How are vacation pay, sick pay, holiday pay computed and when are they due?The FLSA does not require payment for time not worked, such as vacations, sick leave or holidays (Federal or otherwise). These benefits are matters of agreement between an employer and an employee (or the employee’s representative).”

Beyond that, I would check the laws in your state.

The society for human resources management put out this document detailing vacation laws by state:

Vacation, Sick, PTO Laws. Revised June 2013If you are still not sure, please consult your lawyer.

I’m trying to calculate based on “vacation is 1 hour for every 50 hours worked” so the standard calculations aren’t doing it for me. Any suggestions on how to calculate this?

Hi Lily,

I would do the calculation like this: First take 40 hours per week times 52 weeks, so 40 x 52 = 2080 to get the total hours a full time employee would work per year. Now divide the total yearly hours by 50 hours to get 41.6. This is how many hours a full time person would accrue per year under your system. Now divide 41.6 by 2080 to get .02. This is how many hours should accrue per hour worked for your employee.
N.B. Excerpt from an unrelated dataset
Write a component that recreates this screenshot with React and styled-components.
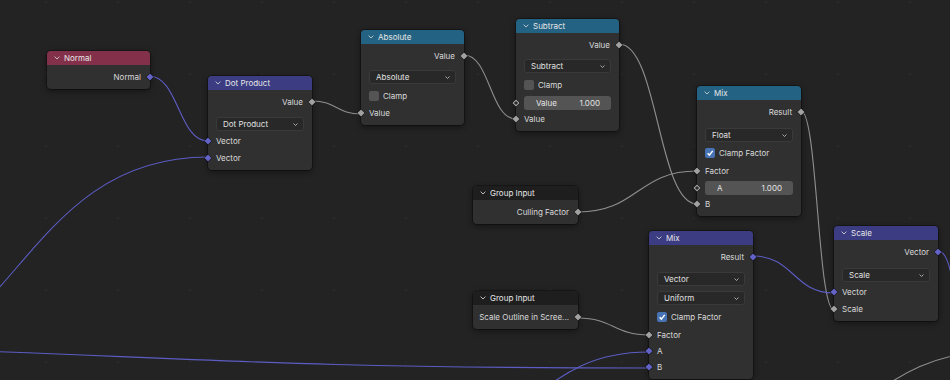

If you are using our hours accrual system, all you have to enter is that number, and the system will add the appropriate amount of time per hour. If you are doing it by hand, you would multiply .02 by the total hours on each paycheck. You can check your work by multiplying .02 by 50 to get 1.

I work at Elmwood and I have been working alot of hours,and I have 17 hrs. of PTO and i dont think that is right,could somebody please explain this to me. Please e-mail me at jomuhlbauer09@gmail.com Please, and Thank you for your time.

If an employee has 4.17 hours of accrued vacation time, and only took 1 day and 1 hour, how would you calculate the balance

1 day is presumably 8 hours, so 1 day and 1 hour are 9 hours. 4.17 – 9 leaves the employee with -4.83. This means he or she needs to accrue more time to bring the balance positive.